Hence, whatever may be the love of Christ toward us,
unless we also love Him, there is no friendship between Him and us. The
Sun of righteousness shines upon us, but we walk blinded in darkness;
He diffuses warmth, but we do not feel it; He graciously deigns to
bless us, but we still go unblessed.

But when we through grace open our hearts to Him, give
back the generous flame, and thus become partakers of His love, then
are we cordially embraced in His glorious and eternal friendship. Its
distinguishing characteristics are included in the following
particulars.


The friendship of Christ is purely spontaneous. It
springs up unsolicited from the depths of His generous heart, as the
crystal water gushes up from its fountain. It is not the affection of
consanguinity, nor the result of early intimacy; much less does Christ
love us, because we first loved Him.

It is exactly the other way! We love Him because He first
loved us. Nor did He see anything lovely in us to engage His affection.
He found our hearts selfish, cold, dead in sin. He loved us while we
were yet enemies.

And why did He thus love us? The only answer is, because
of the pure, spontaneous benevolence of His heart. God is love, and
Christ is God manifest in the flesh.

“I delight to do thy will,” He says, “…yea, thy law is
within my heart” (Ps. 40:8, KJV). It is hence a pure spontaneity of His
heart to lift up the fallen, heal the broken, pardon the guilty, save
the lost and gather them all into the fold of His grace. There is no
other love like this.


The friendship of Christ is wholly unselfish.
Human friendships are, to a great extent, bought and sold for value
received. But no mercenary motive stains the luster of Christ’s
friendship. He is infinitely above all need of any favors from us, and
it is equally above our power to make any adequate returns for His
favors.

Because He has felt from eternity in His divine nature an
unceasing love toward us, it has been with the knowledge that for this
we could never repay Him and that all His reward must be in His own
bosom. Behold, what manner of love is this!
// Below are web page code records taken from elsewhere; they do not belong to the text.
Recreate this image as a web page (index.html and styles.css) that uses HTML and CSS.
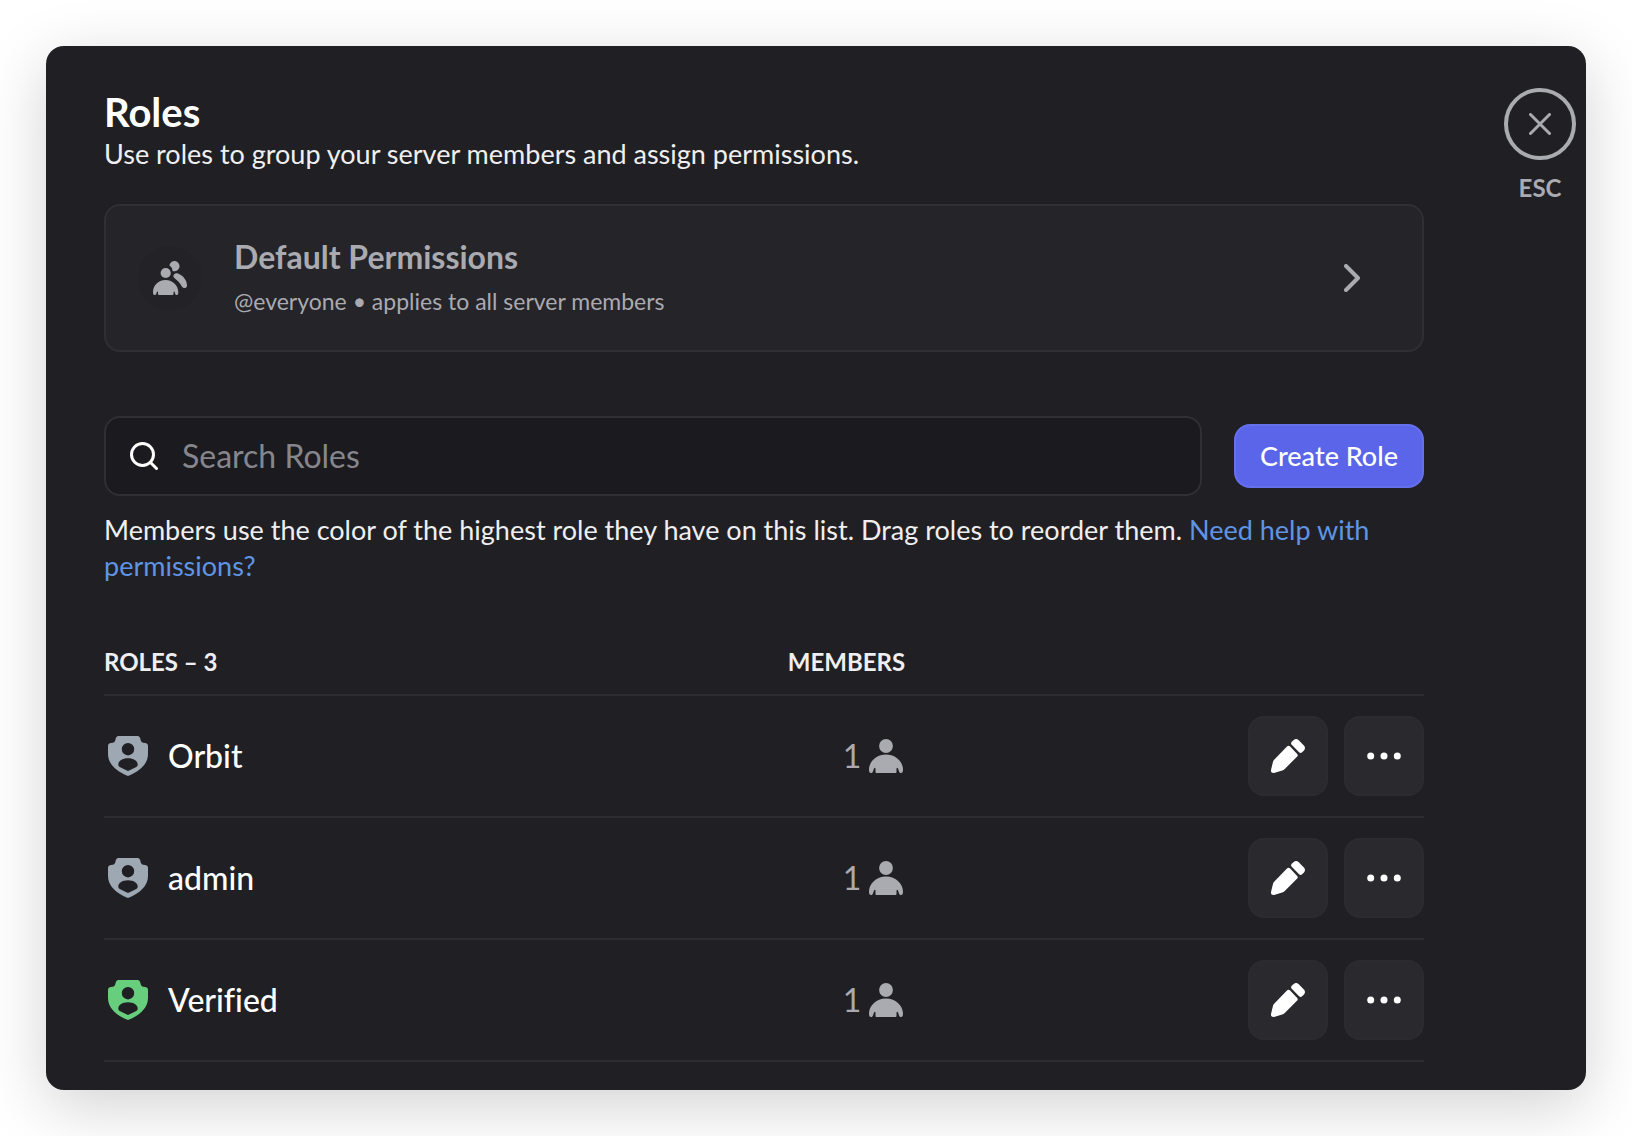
FILE: index.html
```
<!DOCTYPE html>
<html lang="en">
<head>
  <meta charset="UTF-8">
  <title>Roles</title>
  <meta name="viewport" content="width=device-width, initial-scale=1.0">
  <link rel="stylesheet" href="styles.css">
</head>
<body>

<!-- shared icons -->
<svg class="sprite" aria-hidden="true">
  <symbol id="i-shield" viewBox="0 0 40 40">
    <path fill-rule="evenodd" d="M10.500 0h19q2.500 0 3 3.500q.5 3.500 4.500 3.500q3 .3 3 3v8c0 10-8.500 17.500-20 22C8.500 35.500 0 28 0 18v-8q0-2.700 3-3q4 0 4.500-3.500Q8 0 10.500 0zM20 7a6.200 6.200 0 1 0 0 12.400A6.200 6.200 0 0 0 20 7zM20 22.300c-6 0-9.700 3-9.700 6.200 0 1.200.4 1.900 1.500 2.500 2.600 1.500 5.200 2.800 8.200 4 3-1.200 5.600-2.500 8.200-4 1.100-.6 1.500-1.300 1.500-2.500 0-3.200-3.700-6.200-9.700-6.200z"/>
  </symbol>
  <symbol id="i-user" viewBox="0 0 34 34">
    <circle cx="17" cy="7" r="6.900"/>
    <path d="M17 15.500C7 15.500 0 23 0 30.500c0 2.400.6 3.500 2 3.500 1.200 0 1.600-.6 2.100-2l.9-2.500c.4-1 1.500-.8 1.500.3V33q0 1 1 1h19q1 0 1-1v-3.200c0-1.100 1.100-1.300 1.500-.3l.9 2.500c.5 1.400.9 2 2.100 2 1.400 0 2-1.100 2-3.500C34 23 27 15.500 17 15.500z"/>
  </symbol>
  <symbol id="i-pencil" viewBox="0 0 34 34">
    <path d="M16.200 7.300q1.400-1.200 2.700 0l7.300 7.600q1.100 1.300 0 2.600L13.500 30.200q-1 1-2.300 1.400L3 33.900q-3.600.4-3-3l2-8.200q.4-1.300 1.400-2.300z"/>
    <path d="M22.500 1.200q2.600-2.300 5.200 0l5.200 5.300q2.200 2.500 0 5l-1.800 1.800q-1.500 1.200-3 0l-7.400-7.600q-1.200-1.500 0-2.900z"/>
  </symbol>
  <symbol id="i-dots" viewBox="0 0 34 34">
    <circle cx="3.700" cy="17" r="3.500"/><circle cx="17" cy="17" r="3.500"/><circle cx="30.300" cy="17" r="3.500"/>
  </symbol>
</svg>

<main class="window">
  <div class="content">

    <header>
      <h1 class="title">Roles</h1>
      <p class="text">Use roles to group your server members and assign permissions.</p>
    </header>

    <button class="default-card" type="button">
      <span class="default-icon">
        <svg width="34" height="34" viewBox="0 0 34 34" fill="currentColor">
          <path d="M16.400 4.300a5.100 5.100 0 1 1 4.300 5.900h-1a8 8 0 0 0-3.300-5.900z"/>
          <path d="M21 13.500c1-1.300 2.400-1.700 4-1.100 5.300 2 9 7 9 12.100 0 1.500-.8 2.500-2.200 2.500-1.500 0-2.400-.6-3.200-2-1.500-2.900-3.800-5.400-6.700-7.500-1.700-1.200-2-2.600-.9-4z"/>
          <circle cx="12.700" cy="12" r="5.100"/>
          <path d="M12.500 19C5 19 0 25 0 31c0 2.200.5 3 1.600 3 1 0 1.400-.5 1.800-1.600l.5-1.300c.3-.8 1.100-.6 1.100.2V33q0 1 1 1h13.500q1 0 1-1v-1.700c0-.8.8-1 1.100-.2l.5 1.300c.4 1.100.8 1.600 1.700 1.600 1 0 1.500-.8 1.500-3C25.300 25 20 19 12.500 19z"/>
        </svg>
      </span>
      <span class="default-text">
        <span class="default-name">Default Permissions</span>
        <span class="default-note">@everyone • applies to all server members</span>
      </span>
      <svg class="chevron" width="16" height="28" viewBox="0 0 16 28">
        <path d="M2 2l12 12L2 26"/>
      </svg>
    </button>

    <div class="toolbar">
      <label class="search">
        <svg class="search-icon" width="28" height="28" viewBox="0 0 28 28" role="img" aria-label="Search">
          <circle cx="12.500" cy="12.500" r="11"/><path d="M20.300 20.300l6.200 6.200"/>
        </svg>
        <input class="search-input" type="text" placeholder="Search Roles">
      </label>
      <button class="create-btn" type="button">Create Role</button>
    </div>

    <p class="text">
      Members use the color of the highest role they have on this list. Drag roles to reorder them.
      <a class="link" href="#">Need help with permissions?</a>
    </p>

    <table class="roles">
      <colgroup>
        <col class="col-role">
        <col class="col-members">
        <col>
      </colgroup>
      <thead>
        <tr>
          <th>ROLES – 3</th>
          <th class="members">MEMBERS</th>
          <td></td>
        </tr>
      </thead>
      <tbody>
        <tr>
          <td>
            <div class="role">
              <svg class="shield" width="40" height="40"><use href="#i-shield"/></svg>
              Orbit
            </div>
          </td>
          <td class="members">
            <div class="count">1 <svg width="34" height="34"><use href="#i-user"/></svg></div>
          </td>
          <td>
            <div class="actions">
              <button class="icon-btn" type="button" aria-label="Edit"><svg width="34" height="34"><use href="#i-pencil"/></svg></button>
              <button class="icon-btn" type="button" aria-label="More"><svg width="34" height="34"><use href="#i-dots"/></svg></button>
            </div>
          </td>
        </tr>
        <tr>
          <td>
            <div class="role">
              <svg class="shield" width="40" height="40"><use href="#i-shield"/></svg>
              admin
            </div>
          </td>
          <td class="members">
            <div class="count">1 <svg width="34" height="34"><use href="#i-user"/></svg></div>
          </td>
          <td>
            <div class="actions">
              <button class="icon-btn" type="button" aria-label="Edit"><svg width="34" height="34"><use href="#i-pencil"/></svg></button>
              <button class="icon-btn" type="button" aria-label="More"><svg width="34" height="34"><use href="#i-dots"/></svg></button>
            </div>
          </td>
        </tr>
        <tr>
          <td>
            <div class="role">
              <svg class="shield green" width="40" height="40"><use href="#i-shield"/></svg>
              Verified
            </div>
          </td>
          <td class="members">
            <div class="count">1 <svg width="34" height="34"><use href="#i-user"/></svg></div>
          </td>
          <td>
            <div class="actions">
              <button class="icon-btn" type="button" aria-label="Edit"><svg width="34" height="34"><use href="#i-pencil"/></svg></button>
              <button class="icon-btn" type="button" aria-label="More"><svg width="34" height="34"><use href="#i-dots"/></svg></button>
            </div>
          </td>
        </tr>
      </tbody>
    </table>
  </div>

  <!-- close -->
  <aside class="close">
    <button class="close-btn" type="button" aria-label="Close">
      <svg width="22" height="22" viewBox="0 0 22 22"><path d="M1.500 1.500l19 19M20.500 1.500l-19 19"/></svg>
    </button>
    <span>ESC</span>
  </aside>
</main>

</body>
</html>
```
FILE: styles.css
```
:root {
  --bg: #202024;
  --card: #242429;
  --field: #1b1b1f;
  --line: #2f2f34;
  --text: #efeff1;
  --muted: #aaaab1;
  --link: #5f94e3;
  --accent: #5a65ea;
  --radius: 16px;
}

* { box-sizing: border-box; }

body {
  margin: 0;
  padding: 46px;
  background: #fff;
  color: var(--text);
  font-family: Lato, sans-serif;
  font-size: 27px;
  font-variant-ligatures: none;
  line-height: 36px;
}

button, input {
  font: inherit;
  color: inherit;
}

button { cursor: pointer; }

svg {
  display: block;
  flex: none;
}

.sprite {
  position: absolute;
  width: 0;
  height: 0;
}

.window {
  display: flex;
  align-items: flex-start;
  padding: 42px 10px 28px 58px;
  background: var(--bg);
  border-radius: 18px;
  box-shadow: 0 16px 64px rgba(0,0,0,0.18);
}

.content {
  flex: 1;
  min-width: 0;
}

.title {
  margin: 0;
  color: #fff;
  font-size: 40px;
  font-weight: 700;
  line-height: 48px;
}

.text { margin: 0; }

.link {
  color: var(--link);
  text-decoration: none;
}

/* Default permissions */

.default-card {
  display: flex;
  align-items: center;
  width: 100%;
  height: 148px;
  margin: 32px 0 64px;
  padding: 0 62px 0 32px;
  background: var(--card);
  border: 2px solid var(--line);
  border-radius: var(--radius);
  color: var(--muted);
  text-align: left;
}

.default-icon {
  display: flex;
  align-items: center;
  justify-content: center;
  width: 64px;
  height: 64px;
  margin-right: 32px;
  background: #232327;
  border-radius: 50%;
}

.default-text {
  display: flex;
  flex: 1;
  flex-direction: column;
  gap: 8px;
  padding-top: 2px;
}

.default-name {
  font-size: 32px;
  font-weight: 700;
}

.default-note {
  font-size: 23px;
}

.chevron {
  fill: none;
  stroke: currentColor;
  stroke-width: 4;
  stroke-linecap: round;
  stroke-linejoin: round;
}

/* Search */

.toolbar {
  display: flex;
  align-items: center;
  gap: 32px;
  margin-bottom: 16px;
}

.search {
  display: flex;
  flex: 1;
  align-items: center;
  gap: 24px;
  height: 80px;
  padding: 0 24px;
  background: var(--field);
  border: 2px solid var(--line);
  border-radius: var(--radius);
}

.search-icon {
  fill: none;
  stroke: #fff;
  stroke-width: 3;
  stroke-linecap: round;
}

.search-input {
  flex: 1;
  min-width: 0;
  padding: 0;
  background: none;
  border: none;
  outline: none;
  font-size: 32px;
}

.search-input::placeholder { color: #86868c; }

.create-btn {
  height: 64px;
  padding: 0 24px;
  background: var(--accent);
  border: 2px solid #6570ec;
  border-radius: var(--radius);
  color: #fff;
  font-weight: 500;
}

/* Roles table */

.roles {
  width: 100%;
  margin-top: 46px;
  border-collapse: separate;
  border-spacing: 0;
  table-layout: fixed;
}

.col-role { width: 50%; }
.col-members { width: 11%; }

.roles th, .roles td {
  padding: 0;
  border-bottom: 2px solid #2c2c31;
}

.roles th {
  padding: 14px 0;
  font-size: 24px;
  font-weight: 700;
  text-align: left;
}

.roles .members {
  padding-right: 4px;
  text-align: right;
}

.role {
  display: flex;
  align-items: center;
  gap: 20px;
  padding-left: 4px;
  color: #fff;
  font-size: 32px;
  font-weight: 500;
}

.shield { fill: #9da8b3; }
.shield.green { fill: #66ce7c; }

.count {
  display: flex;
  align-items: center;
  justify-content: flex-end;
  gap: 8px;
  padding-right: 2px;
  color: var(--muted);
  fill: var(--muted);
  font-size: 32px;
}

.actions {
  display: flex;
  justify-content: flex-end;
  gap: 16px;
  padding: 20px 0;
}

.icon-btn {
  display: flex;
  align-items: center;
  justify-content: center;
  width: 80px;
  height: 80px;
  padding: 0;
  background: #2a2a2e;
  border: 2px solid #2c2c30;
  border-radius: var(--radius);
  fill: #fff;
}

/* Close */

.close {
  display: flex;
  flex-direction: column;
  align-items: center;
  gap: 10px;
  width: 72px;
  margin-left: 80px;
  color: var(--muted);
  font-size: 24px;
  font-weight: 700;
}

.close-btn {
  display: flex;
  align-items: center;
  justify-content: center;
  width: 72px;
  height: 72px;
  padding: 0;
  background: none;
  border: 4px solid var(--muted);
  border-radius: 50%;
}

.close-btn svg {
  stroke: currentColor;
  stroke-width: 3;
  stroke-linecap: round;
}
```
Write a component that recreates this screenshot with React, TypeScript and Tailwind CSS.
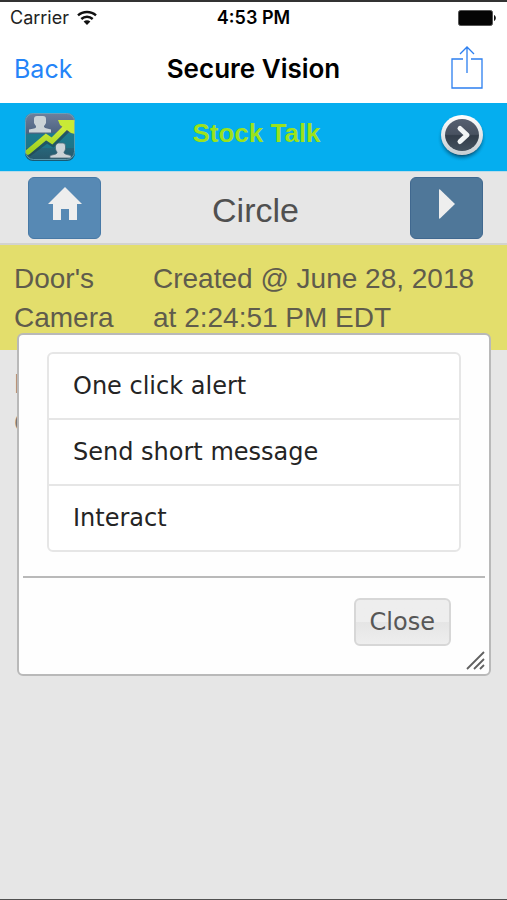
import React from "react";

const actions = ["One click alert", "Send short message", "Interact"];

const devices = [
  {
    name: "Door's Camera",
    detail: "Created @ June 28, 2018 at 2:24:51 PM EDT",
    row: "bg-[#e3de6c] text-[#5f5c4c]",
  },
  { name: "Door's Camera", detail: "", row: "text-[#777777]" },
];

function WifiIcon() {
  return (
    <svg width="20" height="16" viewBox="0 0 20 16" fill="none" stroke="#111" strokeWidth="2.400" aria-hidden="true">
      <path d="M1 5.400C6 .8 14 .8 19 5.400" />
      <path d="M4.300 9c3.300-3 8.100-3 11.400 0" />
      <path d="M6.600 11.500c2-1.800 4.800-1.800 6.800 0L10 15z" fill="#111" stroke="none" />
    </svg>
  );
}

function BatteryIcon() {
  return (
    <svg width="39" height="16" viewBox="0 0 39 16" aria-hidden="true">
      <rect x="0.5" y="0.5" width="34" height="15" rx="2" fill="#050505" stroke="#555" />
      <path d="M36 5c2.400 1 2.400 5 0 6z" fill="#111" />
    </svg>
  );
}

function ShareIcon() {
  return (
    <svg width="32" height="44" viewBox="0 0 32 44" fill="none" stroke="#2c7ff0" strokeWidth="1.300" aria-hidden="true">
      <path d="M12 14H1v29h30V14H20M16 28V2M9 9l7-7 7 7" />
    </svg>
  );
}

function StockLogo() {
  return (
    <svg width="52" height="50" viewBox="0 0 52 50" aria-hidden="true">
      <defs>
        <linearGradient id="logoTop" x1="0" y1="0" x2="0" y2="1">
          <stop offset="0" stopColor="#71819d" />
          <stop offset="0.420" stopColor="#4d6381" />
          <stop offset="0.450" stopColor="#25758b" />
          <stop offset="1" stopColor="#285669" />
        </linearGradient>
        <linearGradient id="logoArrow" x1="0" y1="0" x2="0" y2="1">
          <stop offset="0" stopColor="#d5ef3e" />
          <stop offset="1" stopColor="#9bcf1f" />
        </linearGradient>
        <clipPath id="logoClip">
          <rect x="1" y="1" width="50" height="47" rx="8" />
        </clipPath>
      </defs>
      <rect x="1" y="2" width="50" height="47" rx="8" fill="#175a75" />
      <g clipPath="url(#logoClip)">
        <path d="M0 0h52v50H0z" fill="url(#logoTop)" />
        <path d="M0 24c9-3 13-1 21-2s19-4 31 0v14H0z" fill="#197f91" opacity=".6" />
        <path d="M13 4h6q3 0 3 3v4q-1 2-2 3v1q1 1 3 1.500l4 1v3H5v-3l5-1q2-.5 2-1.500v-1q-1-1-2-3V7q0-3 3-3z" fill="#cbd3d7" />
        <path d="M34 31h5q2.500 0 2.500 3v3q-.5 2-1.500 3v1q1 1 3 1.500l4 1V46H26v-2.500l4-1q2.500-.5 3-1.500v-1q-1-1-1.500-3v-3q0-3 2.500-3z" fill="#cbd3d7" stroke="#466a78" strokeWidth=".8" />
        <path d="M3 39L22 25l6 4 15-15" fill="none" stroke="#21414b" strokeWidth="6" opacity=".6" transform="translate(1 3)" />
        <path d="M4 40L22 25l6 4 15-15" fill="none" stroke="url(#logoArrow)" strokeWidth="5.500" strokeLinecap="round" strokeLinejoin="miter" />
        <path d="M34 8h17v14l-4-1-11-8z" fill="#c9ea36" />
      </g>
      <rect x="1.500" y="1.500" width="49" height="46" rx="8" fill="none" stroke="#6aa8bd" opacity=".8" />
    </svg>
  );
}

function NextIcon() {
  return (
    <svg width="50" height="50" viewBox="0 0 50 50" aria-hidden="true">
      <defs>
        <radialGradient id="nextShadow">
          <stop offset="0.700" stopColor="#063e5c" stopOpacity="0.900" />
          <stop offset="1" stopColor="#00adef" stopOpacity="0" />
        </radialGradient>
        <linearGradient id="nextRim" x1="0" y1="0" x2="0" y2="1">
          <stop offset="0" stopColor="#ffffff" />
          <stop offset="1" stopColor="#c6cdd2" />
        </linearGradient>
        <linearGradient id="nextFace" x1="0" y1="0" x2="0" y2="1">
          <stop offset="0" stopColor="#566071" />
          <stop offset="0.480" stopColor="#485160" />
          <stop offset="0.520" stopColor="#333d4a" />
          <stop offset="1" stopColor="#43515e" />
        </linearGradient>
      </defs>
      <ellipse cx="25" cy="26" rx="25" ry="24" fill="url(#nextShadow)" />
      <ellipse cx="25" cy="23" rx="21" ry="20" fill="url(#nextRim)" />
      <ellipse cx="25" cy="23" rx="17" ry="16" fill="url(#nextFace)" />
      <path d="M23 16.500l7 6.500-7 6.500" fill="none" stroke="#f1f4f5" strokeWidth="5" strokeLinecap="round" strokeLinejoin="round" />
    </svg>
  );
}

function HomeIcon() {
  return (
    <svg width="34" height="34" viewBox="0 0 34 34" fill="#eeeeee" aria-hidden="true">
      <path d="M17 0L0 17h5v16h8V22h8v11h8V17h5z" />
    </svg>
  );
}

function PlayIcon() {
  return (
    <svg width="16" height="30" viewBox="0 0 16 30" fill="#eeeeee" aria-hidden="true">
      <path d="M0 1q0-1 1-.5L16 15 1 29.500q-1 .5-1-.5z" />
    </svg>
  );
}

function ActionDialog() {
  return (
    <div
      role="dialog"
      aria-label="Device actions"
      className="absolute left-[17px] right-4 top-[88px] rounded-md border-2 border-[#b9b9b9] bg-[#fefefe] px-1 pb-7 pt-[17px] font-['DejaVu_Sans','Verdana',sans-serif] text-2xl leading-7"
    >
      <ul className="mx-6 divide-y-2 divide-[#e6e6e6] rounded-md border-2 border-[#e6e6e6] bg-white">
        {actions.map((action) => (
          <li key={action}>
            <button type="button" className="block h-16 w-full px-6 text-left text-[#242424]">
              {action}
            </button>
          </li>
        ))}
      </ul>
      <div className="mt-6 flex justify-end border-t-2 border-[#b9b9b9] pr-[34px] pt-5">
        <button
          type="button"
          className="h-12 rounded-md border-2 border-[#d7d7d7] bg-linear-to-b from-[#eeeeee] from-50% via-[#e5e5e5] via-50% to-[#eeeeee] px-[14px] text-[#575757]"
        >
          Close
        </button>
      </div>
      <svg className="absolute bottom-1 right-1 size-5" viewBox="0 0 20 20" fill="none" stroke="#606060" strokeWidth="1.800" aria-hidden="true">
        <path d="M2 19L19 2M9 19L19 9M15 19l4-4" />
      </svg>
    </div>
  );
}

export default function App() {
  return (
    <div className="flex min-h-screen flex-col border-b border-t-2 border-b-[#505050] border-t-[#333333] bg-[#e6e6e6] font-['Liberation_Sans',Arial,sans-serif]">
      <header className="bg-white font-['Inter','Roboto',sans-serif]">
        <div className="grid h-8 grid-cols-3 items-center px-[10px] text-lg leading-6 text-[#222222]">
          <div className="flex items-center gap-2">
            <span>Carrier</span>
            <WifiIcon />
          </div>
          <time className="text-center font-semibold text-black">4:53 PM</time>
          <div className="flex justify-end">
            <BatteryIcon />
          </div>
        </div>
        <nav className="grid h-[69px] grid-cols-[80px_1fr_80px] items-center px-[14px] text-[26px] leading-8">
          <a href="#back" className="text-[25px] text-[#2484f8]">
            Back
          </a>
          <h1 className="text-center font-semibold text-black">Secure Vision</h1>
          <button type="button" aria-label="Share" className="flex justify-end pb-1 pr-[10px]">
            <ShareIcon />
          </button>
        </nav>
      </header>

      <section className="flex h-[69px] items-center justify-between border-b border-[#b9dce9] bg-[#05aeef] pl-6 pr-5">
        <StockLogo />
        <h2 className="mb-2 text-[26px] font-bold leading-8 text-[#9be21c]">Stock Talk</h2>
        <button type="button" aria-label="Next">
          <NextIcon />
        </button>
      </section>

      <section className="flex h-[73px] items-center justify-between border-b-2 border-[#d3d3cf] pl-7 pr-6">
        <button type="button" aria-label="Home" className="flex h-[62px] w-[73px] items-center justify-center rounded-md border border-[#4779a6] bg-[#5789b4] pb-2">
          <HomeIcon />
        </button>
        <h2 className="pt-1 text-[34px] leading-10 text-[#505050]">Circle</h2>
        <button type="button" aria-label="Play" className="flex h-[62px] w-[73px] items-center justify-center rounded-md border border-[#40688f] bg-[#4f7799] pb-2">
          <PlayIcon />
        </button>
      </section>

      <main className="relative grow">
        <table className="w-full table-fixed text-left text-[28px] leading-[39px]">
          <tbody>
            {devices.map((device, index) => (
              <tr key={index} className={device.row}>
                <td className="h-[105px] w-[139px] pb-3 pl-[14px] pt-[14px] align-top">{device.name}</td>
                <td className="px-[14px] pb-3 pt-[14px] align-top">{device.detail}</td>
              </tr>
            ))}
          </tbody>
        </table>
        <ActionDialog />
      </main>
    </div>
  );
}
The friendship of Christ is surpassingly self-sacrificing.
It cost Him an amazing price. What love must that be, that made Him
willing to dishonor the glories of His Godhead, take upon Him the guilt
and sorrows of humanity, endure the scorn and malice of wicked men and
devils, and finally die the shameful and agonizing death of the cross,
all to save us from our sins!

It is common to estimate friendship by the sacrifice it
makes for its object. If we thus estimate the friendship of Christ, it
transcends all thought. Indeed, it often seems to us more like romance
than reality, and it is only as we think of Him in His divine nature
that we can accept the record of His sacrifice for us as literally
true. Yet here is no romance nor bold figure, but a stupendous fact,
into which the angels desire to look.


The friendship of Christ is unchanging. He often
rebukes and chastens us, but He loves us still. We sometimes forget
Him, but He never forgets us. We turn away from Him, but He never turns
away from us. We grow cold in our affection, but His affection for us
is ever the same bright flame.

We have our days of sunshine, when we seem to walk in
high places, regaling amid the sweets and flowers of paradise; and our
days of darkness, when we seem to dwell in the lowest depths and eat
ashes for bread; but through all these changes, the love of Christ
toward us is the same deep, pure, vivid affection. Like the sun in the
heavens, which rides high above all the clouds and storms of Earth,
such is our glorious Savior’s love.

The friendship of Christ, though always essentially the same, is most realized by us when most needed. The world is full of sunny-day friendships. They are often reversed by the reverses of fortune.